Artwork Description
William T. Wiley – Little More Than Ideas
Dimensions: 27 x 22″ paper
Year: 1998
Medium: 3-color lithograph and woodcut
William Wiley’s Little More than Ideas lithograph was printed by Landfall Press. Wiley, 1937-2021, was an iconic artist. New York Times art critic Ken Johnson once said of William T. Wiley that “you might think he’d been invented by Thomas Pynchon.” Wiley was one of the founding fathers of West Coast Funk Art, alongside Robert Arneson, Roy Robert Hudson, and Roy DeForest. He rose to prominence in the 1970s with his offbeat representational style and narrative focus in painting, which was then in opposition to the widespread influence of Abstract Expressionism.

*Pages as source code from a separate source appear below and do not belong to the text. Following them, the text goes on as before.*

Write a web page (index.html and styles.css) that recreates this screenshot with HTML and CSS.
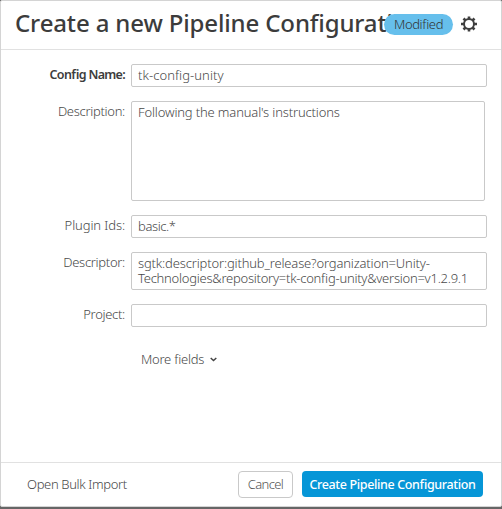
FILE: index.html
```
<!DOCTYPE html>
<html lang="en">
<head>
<meta charset="utf-8">
<title>Create a new Pipeline Configuration</title>
<link rel="stylesheet" href="styles.css">
</head>
<body>
<main class="dialog">
  <header class="header">
    <h1 class="title">Create a new Pipeline Configuration</h1>
    <span class="badge">Modified</span>
    <svg class="gear" viewBox="0 0 16 16" width="16" height="16"><g stroke="#3f3f3f" fill="none"><circle cx="8" cy="8" r="5" stroke-width="2"/><path stroke-width="2.6" d="M8 .5v2.5M8 13v2.5M0 8h3M13 8h3M2.5 2.5l2 2M11.5 11.5l2 2M2.5 13.5l2-2M11.5 4.5l2-2"/></g></svg>
  </header>
  <form class="form">
    <div class="row"><label class="label required">Config Name:</label><div class="field name">tk-config-unity</div></div>
    <div class="row"><label class="label">Description:</label><div class="field area">Following the manual's instructions</div></div>
    <div class="row"><label class="label plugin">Plugin Ids:</label><div class="field ids">basic.*</div></div>
    <div class="row"><label class="label">Descriptor:</label><div class="field multi"><span class="line1">sgtk:descriptor:github_release?organization=Unity-</span><br><span class="line2">Technologies&amp;repository=tk-config-unity&amp;version=v1.2.9.1</span></div></div>
    <div class="row"><label class="label">Project:</label><div class="field"></div></div>
    <div class="more"><span>More fields</span><svg width="7" height="5" viewBox="0 0 7 5"><path d="M.7 1l2.8 2.5L6.3 1" fill="none" stroke="#444" stroke-width="1.5"/></svg></div>
  </form>
  <footer class="footer">
    <span class="bulk">Open Bulk Import</span>
    <button class="cancel">Cancel</button>
    <button class="create">Create Pipeline Configuration</button>
  </footer>
</main>
</body>
</html>
```
FILE: styles.css
```
* { box-sizing: border-box; }
body { margin: 0; height: 509px; overflow: hidden; background: #666; font: 350 13px/15px "Noto Sans", sans-serif; font-feature-settings: "liga"; color: #484848; }
.dialog { height: 507px; display: flex; flex-direction: column; background: #fff; border: 1px solid #d4d4d4; border-radius: 2px; }
.header { position: relative; height: 49px; flex: none; border-bottom: 1px solid #e1e1e1; }
.title { margin: 0; padding: 5px 0 0 14px; font-size: 24px; line-height: 33px; font-weight: 500; letter-spacing: -.14px; color: #3c3c3c; white-space: nowrap; }
.badge { position: absolute; left: 383px; top: 13px; width: 69px; height: 21px; border-radius: 11px; background: #66bfec; color: #333; text-align: center; line-height: 20px; letter-spacing: -.4px; }
.gear { position: absolute; left: 460px; top: 15px; }
.form { flex: 1; padding: 14px 14px 0 0; }
.row { display: flex; margin-bottom: 14px; }
.label { width: 124px; margin-right: 6px; padding-top: 3px; text-align: right; white-space: nowrap; letter-spacing: -.3px; }
.plugin { letter-spacing: -.1px; }
.required { font-size: 12.5px; font-weight: 600; letter-spacing: -.68px; color: #3c3c3c; }
.field { width: 356px; min-height: 23px; padding: 3px 7px 2px 6px; border: 1px solid #c9c9c9; border-radius: 2px; white-space: nowrap; }
.name { letter-spacing: .07px; }
.area { width: 354px; height: 100px; letter-spacing: -.15px; }
.ids { letter-spacing: -.4px; }
.multi { height: 38px; }
.line1 { letter-spacing: -.16px; }
.line2 { letter-spacing: -.25px; }
.more { display: flex; align-items: center; gap: 6px; margin-top: 25px; padding-left: 140px; letter-spacing: -.25px; }
.footer { display: flex; align-items: center; height: 44px; flex: none; padding: 0 18px 0 26px; border-top: 1px solid #e1e1e1; }
.bulk { margin-right: auto; letter-spacing: -.35px; }
button { height: 27px; padding: 0; border-radius: 4px; font: inherit; color: #555; white-space: nowrap; }
.cancel { width: 55px; background: #fff; border: 1px solid #c9c9c9; margin-right: 9px; letter-spacing: -.6px; }
.create { width: 181px; height: 26px; margin-bottom: 1px; background: #0696d7; border: 0; color: #fff; font-size: 12.5px; font-weight: 500; letter-spacing: -.36px; }
```
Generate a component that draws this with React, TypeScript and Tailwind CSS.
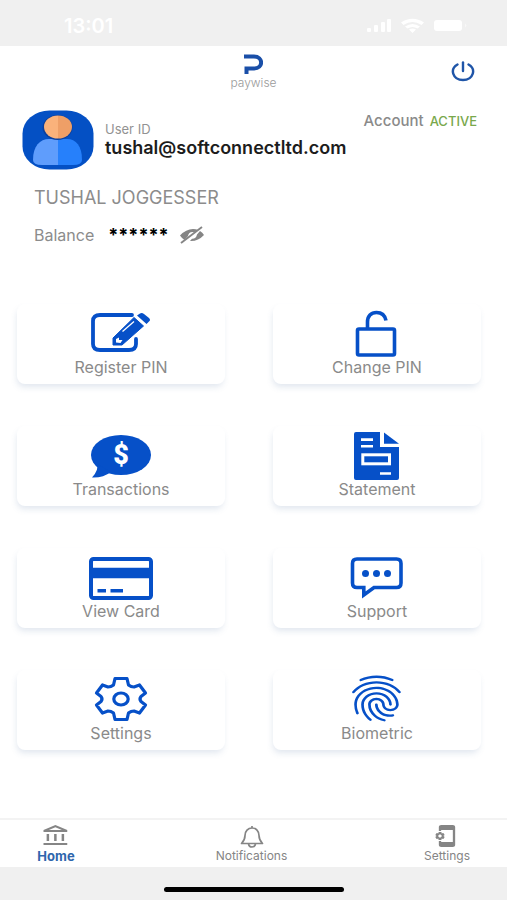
import React, { useState } from 'react';
import { MdAppSettingsAlt, MdFingerprint, MdOutlineAccountBalance } from 'react-icons/md';

const BLUE = '#0650c8';

interface MenuItem {
  label: string;
  icon: React.ReactNode;
}

function TileIcon({ children }: { children: React.ReactNode }) {
  return (
    <svg viewBox="0 0 64 50" className="w-16 h-[50px] shrink-0" fill="none" aria-hidden="true">
      {children}
    </svg>
  );
}

const menu: MenuItem[] = [
  {
    label: 'Register PIN',
    icon: (
      <TileIcon>
        <path d="M43 7H11Q4 7 4 13V36Q4 42 11 42H40Q47 42 47 36V31" stroke={BLUE} strokeWidth="3.8" strokeLinecap="round" />
        <path d="M24 37V30L45 9.5L54.5 18L33 37Z" fill={BLUE} stroke={BLUE} strokeLinejoin="round" />
        <path d="M48 7.5L51 5.5Q53 4.500 55 6L60 10Q62 12 60 13.5L57.5 16Z" fill={BLUE} />
        <path d="M33.5 23.5L45 13.5" stroke="#fff" strokeWidth="1.3" />
        <path d="M27 34.5V31L30 29.5V32H33.5L31.5 35Z" fill="#fff" />
      </TileIcon>
    ),
  },
  {
    label: 'Change PIN',
    icon: (
      <TileIcon>
        <rect x="12.5" y="21" width="37" height="26" rx="1.5" stroke={BLUE} strokeWidth="3.6" />
        <path d="M22.5 21V14C22.5 8 26 4.500 31.5 4.500C37 4.500 40 7.500 41 12.5" stroke={BLUE} strokeWidth="3.6" />
      </TileIcon>
    ),
  },
  {
    label: 'Transactions',
    icon: (
      <TileIcon>
        <ellipse cx="32" cy="25" rx="30" ry="20" fill={BLUE} />
        <path d="M8 34Q10 40 3 47.5Q14 48 22 42Z" fill={BLUE} />
        <text x="32" y="34" textAnchor="middle" fontSize="27" fontWeight="900" fontFamily="Roboto, sans-serif" fill="#fff">$</text>
      </TileIcon>
    ),
  },
  {
    label: 'Statement',
    icon: (
      <TileIcon>
        <path d="M11 2H35V17H54V48Q54 50 52 50H11Q9 50 9 48V4Q9 2 11 2Z" fill={BLUE} />
        <path d="M39 2.5L54 13.7H39Z" fill={BLUE} />
        <path d="M16 9.6H28M16 16.2H28M35 43.5H46" stroke="#fff" strokeWidth="2.6" />
        <rect x="17.8" y="24.8" width="26.7" height="9" stroke="#fff" strokeWidth="3" />
      </TileIcon>
    ),
  },
  {
    label: 'View Card',
    icon: (
      <TileIcon>
        <rect x="2" y="7" width="60" height="39" rx="2.5" stroke={BLUE} strokeWidth="4" />
        <path d="M2 21H62" stroke={BLUE} strokeWidth="10.5" />
        <path d="M8.5 38.8H17M21.5 38.8H34" stroke={BLUE} strokeWidth="3.6" />
      </TileIcon>
    ),
  },
  {
    label: 'Support',
    icon: (
      <TileIcon>
        <path
          d="M12 7H51.5Q56 7 56 11.5V31Q56 35.5 51.5 35.5H29L18.8 43V35.5H12Q7.5 35.5 7.5 31V11.5Q7.5 7 12 7Z"
          stroke={BLUE}
          strokeWidth="3.6"
        />
        <circle cx="20.5" cy="21.5" r="3.5" fill={BLUE} />
        <circle cx="31.5" cy="21.5" r="3.5" fill={BLUE} />
        <circle cx="42.5" cy="21.5" r="3.5" fill={BLUE} />
      </TileIcon>
    ),
  },
  {
    label: 'Settings',
    icon: (
      <TileIcon>
        <path
          d="M26 4.500H38L39.5 11Q42 13 45 13L50.5 11L56.5 19L52 22.5Q50 25 52 27.5L56.5 31L50.5 39L45 37Q42 37 39.5 39L38 45.5H26L24.5 39Q22 37 19 37L13.5 39L7.5 31L12 27.5Q14 25 12 22.5L7.5 19L13.5 11L19 13Q22 13 24.5 11Z"
          stroke={BLUE}
          strokeWidth="3.2"
          strokeLinejoin="round"
        />
        <ellipse cx="32" cy="25" rx="7.2" ry="6" stroke={BLUE} strokeWidth="3.2" />
      </TileIcon>
    ),
  },
  {
    label: 'Biometric',
    icon: (
      <TileIcon>
        <MdFingerprint x="-1" y="-3" color={BLUE} preserveAspectRatio="none" className="w-[65px] h-[55px]" />
      </TileIcon>
    ),
  },
];

function StatusBar() {
  return (
    <div className="h-[46px] shrink-0 bg-[#f0f0f0] pl-16 pr-[38px] pt-1.5 flex items-center justify-between text-white">
      <span className="text-[20px] leading-6 font-semibold">13:01</span>
      <svg viewBox="0 0 102 16" className="w-[102px] h-4" fill="currentColor" aria-hidden="true">
        <rect x="0" y="10" width="4" height="4" rx="1" />
        <rect x="7" y="7" width="4" height="7" rx="1" />
        <rect x="14" y="4" width="4" height="10" rx="1" />
        <rect x="20" y="1" width="4" height="13" rx="1" />
        <path d="M34 4.500Q45.5 -3 57 4.500L54.5 7Q45.5 1 36.5 7Z" />
        <path d="M38 8.5Q45.5 3.5 53 8.5L50.5 10.5Q45.5 7.5 40.5 10.5Z" />
        <path d="M42 11.5Q45.5 9.5 49 11.5L45.5 15Z" />
        <rect x="67" y="2" width="28" height="11" rx="3" />
        <path d="M98 5.5Q101 7.5 98 9.5Z" opacity="0.5" />
      </svg>
    </div>
  );
}

function Header() {
  return (
    <header className="h-[52px] shrink-0 px-8 grid grid-cols-3 items-center">
      <div className="col-start-2 justify-self-center flex flex-col items-center">
        <svg viewBox="0 0 20 22" className="w-5 h-[22px]" fill="none" aria-hidden="true">
          <path d="M1 3.500H11C20.500 3.500 20.500 15.500 11 15.500H3.500V21" stroke="#1a4fa8" strokeWidth="4" />
        </svg>
        <span className="text-[12px] leading-4 font-light text-[#9a9a9a]">paywise</span>
      </div>
      <button type="button" aria-label="Log out" className="justify-self-end cursor-pointer">
        <svg viewBox="0 0 24 22" className="w-6 h-[22px]" fill="none" stroke="#1f55a8" strokeWidth="2.4" strokeLinecap="round">
          <path d="M6.500 3.500C-1.500 8 1.500 19 12 19S25.500 8 17.500 3.500" />
          <path d="M12 1.500V10" />
        </svg>
      </button>
    </header>
  );
}

function Avatar() {
  return (
    <svg viewBox="0 0 72 60" className="w-[72px] h-[60px] shrink-0" role="img" aria-label="Profile">
      <rect x="0.5" y="0.5" width="71" height="59" rx="27" ry="23" fill="#0450c4" />
      <path d="M11 50C11 36 18 29 27 29H36V55H20Q11 55 11 50Z" fill="#5f9dfc" />
      <path d="M36 29H45C54 29 60 36 60 50Q60 55 51 55H36Z" fill="#2680fb" />
      <ellipse cx="35.5" cy="17.5" rx="15" ry="12.5" fill="#0a3f9e" />
      <path d="M36 5.5A14 11.5 0 0 0 36 28.5Z" fill="#fab27b" />
      <path d="M36 5.5A14 11.5 0 0 1 36 28.5Z" fill="#ee9f67" />
    </svg>
  );
}

function Profile({ name, email }: { name: string; email: string }) {
  const [showBalance, setShowBalance] = useState(false);

  return (
    <section className="pl-[22px] pr-[30px] pt-3">
      <div className="flex">
        <Avatar />
        <div className="ml-[11px] flex-1 min-w-0">
          <p className="text-right text-[15px] leading-[22px] font-medium text-[#8a8a8a]">
            Account <span className="ml-0.5 text-[13px] text-[#79a84c]">ACTIVE</span>
          </p>
          <p className="-mt-[11px] text-[13px] leading-4 text-[#929292]">User ID</p>
          <p className="text-[18px] leading-[22px] font-semibold text-[#1c1c1c]">{email}</p>
        </div>
      </div>
      <h1 className="mt-[18px] ml-3 text-[18px] leading-5 text-[#8c8c8c]">{name}</h1>
      <div className="mt-4 ml-3 flex items-center leading-[22px]">
        <span className="text-[16px] text-[#8c8c8c]">Balance</span>
        <span className="ml-3.5 w-[59px] text-[18px] font-bold text-black">{showBalance ? '0.00' : '******'}</span>
        <button type="button" aria-label="Show balance" onClick={() => setShowBalance(v => !v)} className="ml-3 cursor-pointer">
          <svg viewBox="0 0 26 20" className="w-[26px] h-5" fill="none">
            <path d="M1 10.5Q7 4 14 4Q17 4 19 5L16.5 7.5Q10 5.5 9 11L5.5 15Q3 13.5 1 10.5Z" fill="#858585" />
            <path d="M21 6Q23.5 7.5 25 10Q19 16.5 11 16L13 13.8Q17 14 18 9.5Z" fill="#858585" />
            <path d="M2 18L23 2" stroke="#858585" strokeWidth="2" />
          </svg>
        </button>
      </div>
    </section>
  );
}

function MenuTile({ label, icon }: MenuItem) {
  return (
    <button
      type="button"
      className="h-20 pb-2 rounded-lg bg-white shadow-[-1px_4px_6px_-1px_rgba(80,110,160,0.17)] flex flex-col items-center justify-end cursor-pointer"
    >
      {icon}
      <span className="text-[16px] leading-[18px] text-[#8a8a8a]">{label}</span>
    </button>
  );
}

function TabBar() {
  return (
    <nav className="h-[49px] shrink-0 border-t-2 border-[#f3f3f3] pl-5 pr-6 flex justify-between text-[#858585]">
      <a href="#home" className="w-[72px] pt-1 flex flex-col items-center">
        <MdOutlineAccountBalance preserveAspectRatio="none" className="w-[30px] h-6" />
        <span className="text-[13px] leading-4 font-bold text-[#2f66ad]">Home</span>
      </a>
      <a href="#notifications" className="w-[72px] pt-1.5 flex flex-col items-center">
        <svg viewBox="0 0 24 22" className="w-6 h-[22px]" fill="none" stroke="currentColor" strokeWidth="1.7" aria-hidden="true">
          <path d="M12 0V2M1.500 17.500Q5 14 5 9.5C5 5 8 2 12 2S19 5 19 9.5Q19 14 22.500 17.500Z" strokeLinejoin="round" />
          <path d="M8.500 18Q9 21 12 21T15.500 18" />
        </svg>
        <span className="text-[12px] leading-4">Notifications</span>
      </a>
      <a href="#settings" className="w-[72px] pt-1 flex flex-col items-center">
        <MdAppSettingsAlt preserveAspectRatio="none" className="w-7 h-6 -scale-x-100" />
        <span className="text-[12px] leading-4">Settings</span>
      </a>
    </nav>
  );
}

export default function App() {
  return (
    <div className="min-h-screen flex flex-col bg-white font-['Inter','Liberation_Sans',sans-serif]">
      <StatusBar />
      <Header />
      <main className="flex-1">
        <Profile name="TUSHAL JOGGESSER" email="tushal@softconnectltd.com" />
        <div className="mt-[58px] mb-10 pl-[17px] pr-[26px] grid grid-cols-2 gap-x-12 gap-y-[42px]">
          {menu.map(item => (
            <MenuTile key={item.label} label={item.label} icon={item.icon} />
          ))}
        </div>
      </main>
      <TabBar />
      <footer className="h-[33px] shrink-0 bg-[#f0f0f0] flex justify-center items-start pt-5">
        <div className="w-[180px] h-[5px] rounded-full bg-black" />
      </footer>
    </div>
  );
}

Wiley’s works combined mystical iconography from Zen Buddhism, textual elements, regional aesthetics, humanist philosophy, and darkly funny commentary on politics, environmental issues, and global conflict. There is a recurring character in some of his works, a lanky figure with an awkward nose in a dunce cap and a bathrobe, named Mr. Unnatural. Wiley also creates drawings and assemblage sculpture. His works have been shown and collected by institutions such as San Francisco Museum of Modern Art (SFMOMA), New Museum, Brooklyn Museum, Whitney Museum of American Art, MCA Chicago, The Museum of Modern Art, and MoMA PS1, and The Dallas Museum of Art. This work is signed and numbered by the artist, and was printed by Landfall Press.